Activists have been “working tirelessly” since November to compile their report, whose thoroughness had been “saluted” by academics at the institution, explained Farah.

The students also want the university to contribute to the rebuilding of Gaza’s universities and to allocate funds for a scholarship for Palestinian students.

So far, students appear to have achieved some success in getting other universities to agree to their demands.

Students at Trinity College Dublin ended a five-day protest after the university agreed to divest from Israeli companies operating in occupied Palestinian territories.

The university said that “an agreement was reached” after “successful talks between the university's senior management and the protesters”.

The senate of the University of Barcelona approved a motion in support of Palestine on Wednesday.

Students at Goldsmiths University in London ended their occupation of the library when they said the management had agreed to “review and revise” the institution’s investment strategy as well as agreeing to fund undergraduate scholarships for Palestinian students.
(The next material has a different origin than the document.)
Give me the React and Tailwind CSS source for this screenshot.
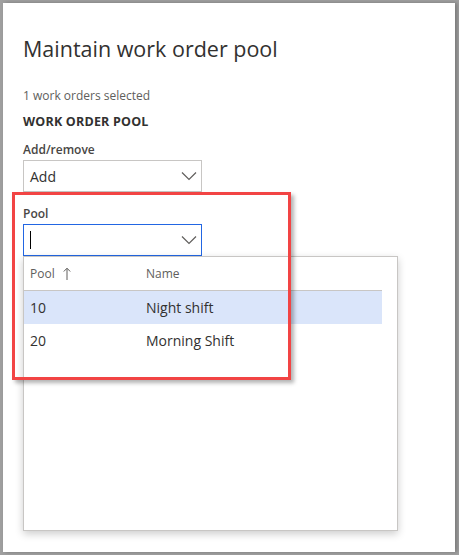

Students occupying the LSE “are not going anywhere, even with exams coming up”, insists Farah, who's studying for a master's degree in European and international public policy.

“We are a group of students that are devoted and dedicated to Palestinian liberation and to making sure that none of the funds that students pay through their tuition will go in funding a genocide,” she said.

While protests at Columbia University in New York ended with 100 students being arrested, in the UK the actions of students have been peaceful, though some students have expressed concerns about anti-Semitism.

Jewish students at the LSE should have nothing to fear from the occupation, insists Farah.

“We have Jewish students among us, that have been some of the biggest supporters of the movement since its very beginning,” she said.

In response, the LSE repeated the statement it issued earlier in the week saying it would “carefully consider the report submitted by the protest group and respond in due course” and “will also continue to engage in a peaceful dialogue”.